→ Directions for this task:
Gather up every line that includes the string "with".

→ Given material:
━━━━━━━━━━━━━━━━
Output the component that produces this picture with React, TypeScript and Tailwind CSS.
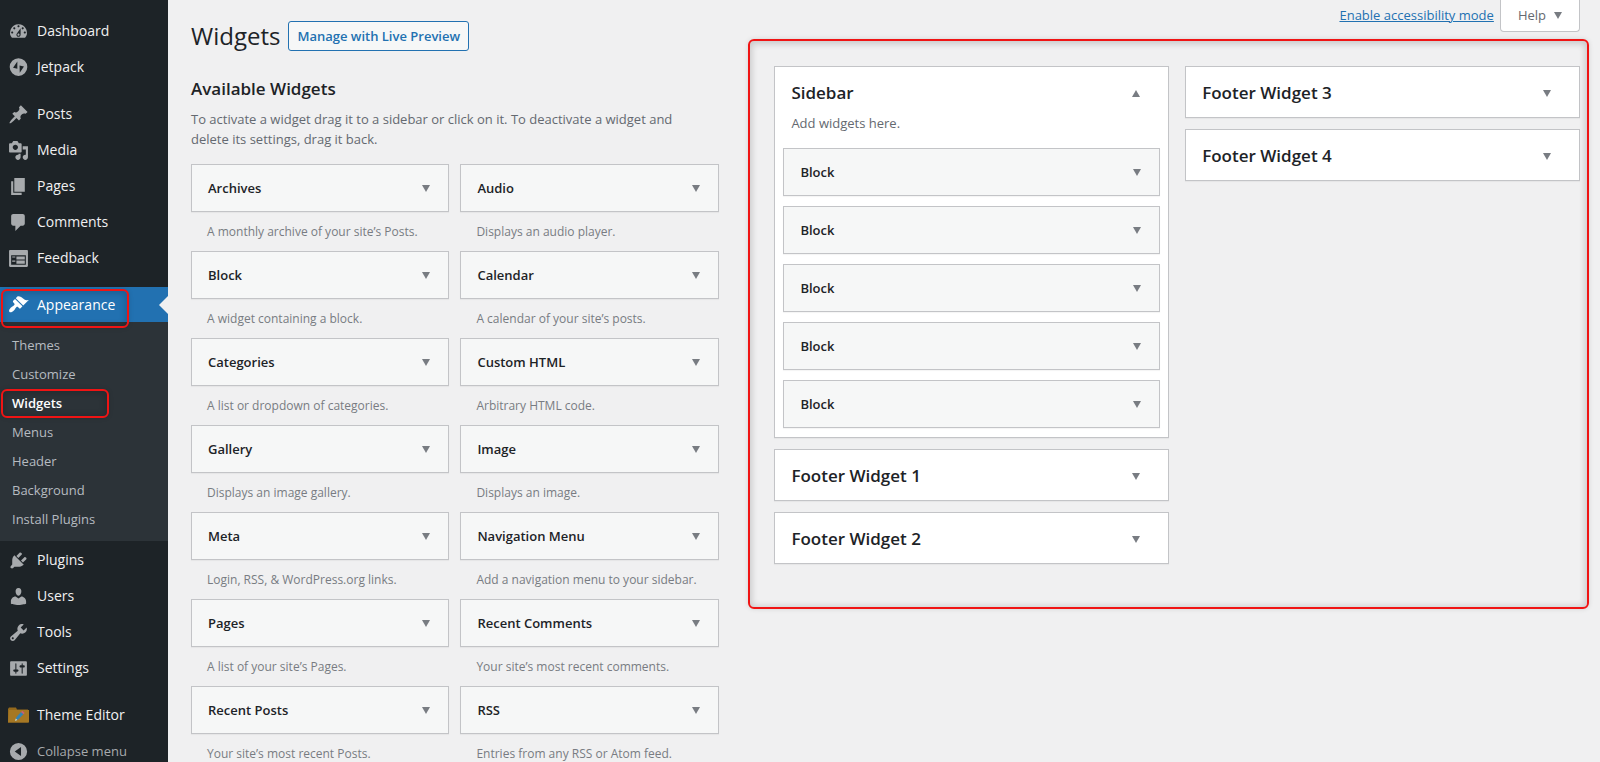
import { useState } from 'react';
import clsx from 'clsx';

interface MenuItem {
    label: string;
    icon: keyof typeof icons;
}

interface Widget {
    title: string;
    description: string;
}

const icons = {
    dashboard: 'M3.76 16h12.48A7.998 7.998 0 0 0 10 3a7.998 7.998 0 0 0-6.24 13zM10 4c.55 0 1 .45 1 1s-.45 1-1 1-1-.45-1-1 .45-1 1-1zM6 6c.55 0 1 .45 1 1s-.45 1-1 1-1-.45-1-1 .45-1 1-1zm8 0c.55 0 1 .45 1 1s-.45 1-1 1-1-.45-1-1 .45-1 1-1zm-5.37 5.55L12 7v6c0 1.1-.9 2-2 2s-2-.9-2-2c0-.57.24-1.08.63-1.45zM4 10c.55 0 1 .45 1 1s-.45 1-1 1-1-.45-1-1 .45-1 1-1zm12 0c.55 0 1 .45 1 1s-.45 1-1 1-1-.45-1-1 .45-1 1-1zm-5 3c0-.55-.45-1-1-1s-1 .45-1 1 .45 1 1 1 1-.45 1-1z',
    jetpack: 'M10 1.2a8.4 8.4 0 1 0 0 16.8 8.4 8.4 0 0 0 0-16.8zM8.9 4.400v6.900L4.800 10.200zM11 8l4.200 1.100L11.200 15z',
    post: 'M10.44 3.02l1.82-1.82 6.36 6.35-1.83 1.82c-1.05-.68-2.48-.57-3.41.36l-.75.75c-.92.93-1.04 2.35-.35 3.41l-1.83 1.82-2.41-2.41-2.8 2.79c-.42.42-3.38 2.71-3.8 2.29s1.86-3.39 2.28-3.81l2.79-2.79L4.1 9.36l1.83-1.82c1.05.69 2.48.57 3.4-.36l.75-.75c.93-.92 1.05-2.35.36-3.41z',
    media: 'M13 11V4c0-.55-.45-1-1-1h-1.67L9 1H5L3.67 3H2c-.55 0-1 .45-1 1v7c0 .55.45 1 1 1h10c.55 0 1-.45 1-1zM7 4.5c1.38 0 2.5 1.12 2.5 2.5S8.38 9.5 7 9.5 4.5 8.38 4.5 7 5.62 4.5 7 4.5zM14 6h5v10.5c0 1.38-1.12 2.5-2.5 2.5S14 17.88 14 16.5s1.12-2.5 2.5-2.5c.17 0 .34.02.5.05V9h-3V6zm-4 8.05V13h2v3.5c0 1.38-1.12 2.5-2.5 2.5S7 17.88 7 16.5 8.12 14 9.5 14c.17 0 .34.02.5.05z',
    page: 'M6 15V2h10v13H6zm-1 1h8v2H3V5h2v11z',
    comments: 'M5 2h9c1.1 0 2 .9 2 2v7c0 1.1-.9 2-2 2h-2l-5 5v-5H5c-1.1 0-2-.9-2-2V4c0-1.1.9-2 2-2z',
    feedback: 'M2 2h16c.55 0 1 .45 1 1v14c0 .55-.45 1-1 1H2c-.55 0-1-.45-1-1V3c0-.55.45-1 1-1zm15 14V7H3v9h14zM4 8v1h3V8H4zm4 0v3h8V8H8zm-4 4v1h3v-1H4zm4 0v3h8v-3H8z',
    appearance: 'M14.48 11.06L7.41 3.99l1.5-1.5c.5-.56 2.3-.47 3.51.32 1.21.8 1.43 1.28 2.91 2.1 1.18.64 2.45 1.26 4.45.85zm-.71.71L6.7 4.7 4.93 6.47c-.39.39-.39 1.02 0 1.41l1.06 1.06c.39.39.39 1.03 0 1.42-.6.6-1.43 1.11-2.21 1.69-.35.26-.7.53-1.01.84C1.43 14.23.4 16.08 1.4 17.07c.99 1 2.84-.03 4.18-1.36.31-.31.58-.66.85-1.02.57-.78 1.08-1.61 1.69-2.21.39-.39 1.02-.39 1.41 0l1.06 1.06c.39.39 1.02.39 1.41 0z',
    plugins: 'M13.11 4.36L9.87 7.6 8 5.73l3.24-3.24c.35-.34 1.05-.2 1.56.32.52.51.66 1.21.31 1.55zm-8 1.77l.91-1.12 9.01 9.01-1.19.84c-.71.71-2.63 1.16-3.82 1.16H6.14L4.9 17.26c-.59.59-1.54.59-2.12 0-.59-.58-.59-1.53 0-2.12l1.24-1.24v-3.88c0-1.13.4-3.19 1.09-3.89zm7.26 3.97l3.24-3.24c.34-.35 1.04-.21 1.55.31.52.51.66 1.21.31 1.55l-3.24 3.25z',
    users: 'M10 9.25c-2.27 0-2.73-3.44-2.73-3.44C7 4.02 7.82 2 9.97 2c2.16 0 2.98 2.02 2.71 3.81 0 0-.41 3.44-2.68 3.44zm0 2.57L12.72 10c2.39 0 4.52 2.33 4.52 4.53v2.49s-3.65 1.13-7.24 1.13c-3.65 0-7.24-1.13-7.24-1.13v-2.49c0-2.25 1.94-4.48 4.47-4.48z',
    tools: 'M16.68 9.77c-1.34 1.34-3.3 1.67-4.95.99l-5.41 6.52c-.99.99-2.59.99-3.58 0s-.99-2.59 0-3.57l6.52-5.42c-.68-1.65-.35-3.61.99-4.95 1.28-1.28 3.12-1.62 4.72-1.06l-2.89 2.89 2.82 2.82 2.86-2.87c.53 1.58.18 3.39-1.08 4.65zM3.81 16.21c.4.39 1.04.39 1.43 0 .4-.4.4-1.04 0-1.43-.39-.4-1.03-.4-1.43 0-.39.39-.39 1.03 0 1.43z',
    settings: 'M18 16V4c0-.55-.45-1-1-1H3c-.55 0-1 .45-1 1v12c0 .55.45 1 1 1h14c.55 0 1-.45 1-1zM8 11h1c.55 0 1 .45 1 1s-.45 1-1 1H8v1.5c0 .28-.22.5-.5.5s-.5-.22-.5-.5V13H6c-.55 0-1-.45-1-1s.45-1 1-1h1V5.5c0-.28.22-.5.5-.5s.5.22.5.5V11zm5-2h-1c-.55 0-1-.45-1-1s.45-1 1-1h1V5.5c0-.28.22-.5.5-.5s.5.22.5.5V7h1c.55 0 1 .45 1 1s-.45 1-1 1h-1v5.5c0 .28-.22.5-.5.5s-.5-.22-.5-.5V9z',
    collapse: 'M10 1.8a8.2 8.2 0 1 0 0 16.4 8.2 8.2 0 0 0 0-16.4zM12.4 5.8v8.4L6.4 10z',
};

const topItems: MenuItem[] = [
    { label: 'Dashboard', icon: 'dashboard' },
    { label: 'Jetpack', icon: 'jetpack' },
];

const contentItems: MenuItem[] = [
    { label: 'Posts', icon: 'post' },
    { label: 'Media', icon: 'media' },
    { label: 'Pages', icon: 'page' },
    { label: 'Comments', icon: 'comments' },
    { label: 'Feedback', icon: 'feedback' },
];

const adminItems: MenuItem[] = [
    { label: 'Plugins', icon: 'plugins' },
    { label: 'Users', icon: 'users' },
    { label: 'Tools', icon: 'tools' },
    { label: 'Settings', icon: 'settings' },
];

const submenu = ['Themes', 'Customize', 'Widgets', 'Menus', 'Header', 'Background', 'Install Plugins'];

const widgets: Widget[] = [
    { title: 'Archives', description: 'A monthly archive of your site’s Posts.' },
    { title: 'Audio', description: 'Displays an audio player.' },
    { title: 'Block', description: 'A widget containing a block.' },
    { title: 'Calendar', description: 'A calendar of your site’s posts.' },
    { title: 'Categories', description: 'A list or dropdown of categories.' },
    { title: 'Custom HTML', description: 'Arbitrary HTML code.' },
    { title: 'Gallery', description: 'Displays an image gallery.' },
    { title: 'Image', description: 'Displays an image.' },
    { title: 'Meta', description: 'Login, RSS, & WordPress.org links.' },
    { title: 'Navigation Menu', description: 'Add a navigation menu to your sidebar.' },
    { title: 'Pages', description: 'A list of your site’s Pages.' },
    { title: 'Recent Comments', description: 'Your site’s most recent comments.' },
    { title: 'Recent Posts', description: 'Your site’s most recent Posts.' },
    { title: 'RSS', description: 'Entries from any RSS or Atom feed.' },
];

const Icon = ({ name }: { name: keyof typeof icons }) => (
    <svg viewBox="0 0 20 20" className="size-[21px] shrink-0" fill="currentColor" fillRule="evenodd" aria-hidden="true">
        <path d={icons[name]} />
    </svg>
);

const FolderIcon = () => (
    <svg viewBox="0 0 21 21" className="size-[21px] shrink-0" aria-hidden="true">
        <path d="M1 2.500h7l1 2h11v13H0V4z" fill="#94691c" />
        <path d="M1 5h20v12.500H0z" fill="#a67824" />
        <path d="M7 16l1.500-4 4.500-5 2.500 2.300-5 5z" fill="#3583b5" />
        <path d="M13 7l1.300-1.300 2.400 2.200-1.200 1.400z" fill="#c95f78" />
        <path d="M7 16l.8-2.400 1.600 1.500z" fill="#e8d9b5" />
    </svg>
);

const Arrow = ({ up }: { up?: boolean }) => (
    <svg viewBox="0 0 8 7" className={clsx('w-2 h-[7px] shrink-0', up && 'rotate-180')} fill="#787c82" aria-hidden="true">
        <path d="M0 0h8L4 7z" />
    </svg>
);

const MenuLink = ({ item }: { item: MenuItem }) => (
    <li>
        <a href="#" className="flex h-9 items-center gap-2 px-2 pt-0.5 text-[#f0f0f1] hover:text-[#72aee6]">
            <span className="text-[#a7aaad]"><Icon name={item.icon} /></span>
            {item.label}
        </a>
    </li>
);

// One draggable widget bar
const WidgetBar = ({ title }: { title: string }) => (
    <button className="flex h-12 w-full items-center justify-between border border-[#c3c4c7] bg-[#f6f7f7] pl-4 pr-[18px] text-left text-[13px] font-semibold text-[#1d2327] shadow-[0_1px_1px_rgba(0,0,0,0.04)]">
        <span className="pt-0.5">{title}</span>
        <Arrow />
    </button>
);

const AreaPanel = ({ title, description, blocks = [] }: { title: string; description?: string; blocks?: string[] }) => {
    const [open, setOpen] = useState(blocks.length > 0);

    return (
        <section className="border border-[#c3c4c7] bg-white shadow-[0_1px_1px_rgba(0,0,0,0.04)]">
            <h2>
                <button
                    className="flex h-[50px] w-full items-center justify-between pl-4 pr-7 pt-0.5 text-left text-[17px] font-semibold text-[#1d2327]"
                    onClick={() => setOpen(!open)}
                    aria-expanded={open}
                >
                    {title}
                    <Arrow up={open} />
                </button>
            </h2>
            {open && (
                <div className="px-2 pb-[9px]">
                    <p className="-mt-0.5 mb-[17px] px-2 text-[13px] leading-4 text-[#646970]">{description}</p>
                    <div className="flex flex-col gap-[10px]">
                        {blocks.map((block, i) => (
                            <WidgetBar key={i} title={block} />
                        ))}
                    </div>
                </div>
            )}
        </section>
    );
};

const Marker = ({ className }: { className: string }) => (
    <span
        className={clsx(
            'pointer-events-none absolute rounded-md border-2 border-[#f01414] shadow-[inset_0_1px_6px_2px_rgba(0,0,0,0.16),0_0_5px_rgba(0,0,0,0.12)]',
            className
        )}
    />
);

const AdminMenu = () => (
    <nav className="w-[168px] shrink-0 bg-[#1d2327] pt-3 text-sm">
        <ul>
            {topItems.map((item) => <MenuLink key={item.label} item={item} />)}
        </ul>
        <ul className="mt-[11px]">
            {contentItems.map((item) => <MenuLink key={item.label} item={item} />)}
        </ul>
        <div className="relative mt-3">
            <a href="#" className="relative flex h-[35px] items-center gap-2 bg-[#2271b1] px-2 text-white">
                <Icon name="appearance" />
                Appearance
                <span className="absolute right-0 top-[9px] border-y-[9px] border-r-[9px] border-y-transparent border-r-[#f0f0f1]" />
            </a>
            <Marker className="left-px top-[2px] h-[39px] w-32" />
        </div>
        <ul className="bg-[#2c3338] py-2 text-[13px]">
            {submenu.map((label) => (
                <li key={label} className="relative">
                    <a
                        href="#"
                        className={clsx('flex h-[29px] items-center px-3 pt-0.5', label === 'Widgets' ? 'font-semibold text-white' : 'text-[#b6bbc0]')}
                    >
                        {label}
                    </a>
                    {label === 'Widgets' && <Marker className="left-px top-px h-[29px] w-[108px]" />}
                </li>
            ))}
        </ul>
        <ul>
            {adminItems.map((item) => <MenuLink key={item.label} item={item} />)}
        </ul>
        <ul className="mt-[11px]">
            <li>
                <a href="#" className="flex h-9 items-center gap-2 px-2 pt-0.5 text-[#f0f0f1]">
                    <FolderIcon />
                    Theme Editor
                </a>
            </li>
        </ul>
        <button className="flex h-9 w-full items-center gap-2 px-2 pt-0.5 text-[13px] text-[#a7aaad]">
            <Icon name="collapse" />
            Collapse menu
        </button>
    </nav>
);

export default function App() {
    return (
        <div className="flex min-h-screen bg-[#f0f0f1] font-['Open_Sans','Noto_Sans',sans-serif] text-[#3c434a]">
            <AdminMenu />
            <main className="min-w-0 flex-1 pl-[23px] pr-5">
                <header className="flex items-start justify-between">
                    <div className="flex items-center gap-2 pt-[21px]">
                        <h1 className="text-2xl leading-[30px] text-[#1d2327]">Widgets</h1>
                        <a href="#" className="flex h-[30px] items-center rounded-[3px] border border-[#2271b1] bg-[#f6f7f7] px-2 pt-0.5 text-[13px] font-semibold text-[#2271b1]">
                            Manage with Live Preview
                        </a>
                    </div>
                    <div className="flex items-start gap-[6px]">
                        <a href="#" className="text-[13px] leading-[30px] text-[#2271b1] underline">
                            Enable accessibility mode
                        </a>
                        <button className="flex h-8 items-center gap-2 rounded-b border border-t-0 border-[#c3c4c7] bg-white px-[17px] text-[13px] text-[#646970]">
                            Help
                            <Arrow />
                        </button>
                    </div>
                </header>

                <div className="mt-[15px] flex items-start justify-between">
                    <div className="w-[38%] pt-[11px]">
                        <h2 className="text-[17px] leading-6 font-semibold text-[#1d2327]">Available Widgets</h2>
                        <p className="mt-2 pr-9 text-[13px] leading-5 text-[#646970]">
                            To activate a widget drag it to a sidebar or click on it. To deactivate a widget and delete its settings, drag it back.
                        </p>
                        <div className="mt-[15px] grid grid-cols-2 gap-x-[11px] gap-y-[9px]">
                            {widgets.map((widget) => (
                                <div key={widget.title}>
                                    <WidgetBar title={widget.title} />
                                    <p className="mt-[10px] truncate pl-4 text-xs leading-5 text-[#787c82]">{widget.description}</p>
                                </div>
                            ))}
                        </div>
                    </div>

                    <div className="relative grid w-[58%] grid-cols-2 items-start gap-4">
                        <div className="flex flex-col gap-[11px]">
                            <AreaPanel title="Sidebar" description="Add widgets here." blocks={['Block', 'Block', 'Block', 'Block', 'Block']} />
                            <AreaPanel title="Footer Widget 1" />
                            <AreaPanel title="Footer Widget 2" />
                        </div>
                        <div className="flex flex-col gap-[11px]">
                            <AreaPanel title="Footer Widget 3" />
                            <AreaPanel title="Footer Widget 4" />
                        </div>
                        <Marker className="-bottom-[45px] -left-[26px] -right-[9px] -top-[27px]" />
                    </div>
                </div>
            </main>
        </div>
    );
}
━━━━━━━━━━━━━━━━
→ Problem solution:
Output the component that produces this picture with React, TypeScript and Tailwind CSS.
                            Manage with Live Preview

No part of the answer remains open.